Raw data:
****
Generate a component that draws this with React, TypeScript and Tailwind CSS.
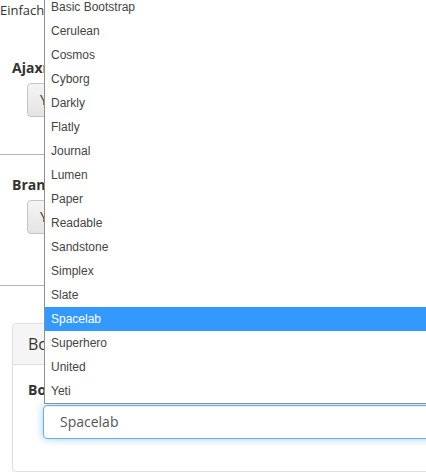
import React from 'react';

const THEMES = [
  'Basic Bootstrap',
  'Cerulean',
  'Cosmos',
  'Cyborg',
  'Darkly',
  'Flatly',
  'Journal',
  'Lumen',
  'Paper',
  'Readable',
  'Sandstone',
  'Simplex',
  'Slate',
  'Spacelab',
  'Superhero',
  'United',
  'Yeti',
];

const SELECTED = 'Spacelab';

const ToggleButton: React.FC<{ label: string }> = ({ label }) => (
  <div className="ml-[15px] h-[34px] w-[120px] rounded-[4px] border border-[#c4c4c4] bg-gradient-to-b from-[#f5f5f5] to-[#e4e4e4] px-[12px] text-[14px] leading-[32px] text-[#333]">
    {label}
  </div>
);

const App: React.FC = () => {
  return (
    <div className="relative h-[472px] w-[426px] overflow-hidden bg-white font-['Open_Sans',sans-serif] text-[#333]">
      <div className="h-[20px] text-[13px] leading-[20px] whitespace-nowrap">Einfach</div>

      <div className="pl-[12px]">
        <div className="mt-[38px] h-[20px] text-[14px] font-bold leading-[20px] whitespace-nowrap">Ajaxnavigation</div>
        <div className="mt-[5px]">
          <ToggleButton label="Ya" />
        </div>
      </div>

      <div className="mt-[37px] h-px w-full bg-[#a9b6c4]" />

      <div className="pl-[12px]">
        <div className="mt-[20px] h-[20px] text-[14px] font-bold leading-[20px] whitespace-nowrap">Brandlogo</div>
        <div className="mt-[5px]">
          <ToggleButton label="Ya" />
        </div>
      </div>

      <div className="mt-[51px] h-px w-full bg-[#a9b6c4]" />

      <div className="ml-[12px] mt-[37px] w-[520px] rounded-[4px] border border-[#dddddd]">
        <div className="h-[41px] rounded-t-[4px] border-b border-[#dddddd] bg-[#f5f5f5] px-[15px] text-[16px] leading-[40px] whitespace-nowrap">
          Bootstrap Theme
        </div>
        <div className="px-[15px] pt-[15px] pb-[32px]">
          <div className="h-[20px] text-[14px] font-bold leading-[20px] whitespace-nowrap">Bootstrap Theme</div>
          <div className="ml-[15px] mt-[5px] h-[34px] rounded-[4px] border border-[#66afe9] px-[16px] text-[14px] leading-[32px] text-[#555] shadow-[inset_0_1px_1px_rgba(0,0,0,0.075),0_0_8px_rgba(102,175,233,0.6)]">
            {SELECTED}
          </div>
        </div>
      </div>

      <ul className="absolute left-[44px] top-[-6px] w-[420px] border border-[#8f8f8f] bg-white font-['Liberation_Sans',sans-serif] text-[12px]">
        {THEMES.map(theme => (
          <li
            key={theme}
            className={`h-[24px] pl-[6px] leading-[24px] whitespace-nowrap ${
              theme === SELECTED ? 'bg-[#3399ff] text-white' : 'text-[#444]'
            }`}
          >
            {theme}
          </li>
        ))}
      </ul>
    </div>
  );
};

export default App;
****
Challenge:
From the first line above down to the line with "import React from 'react';", reproduce every line and no others, omitting pictures.

Solution:
Generate a component that draws this with React, TypeScript and Tailwind CSS.
import React from 'react';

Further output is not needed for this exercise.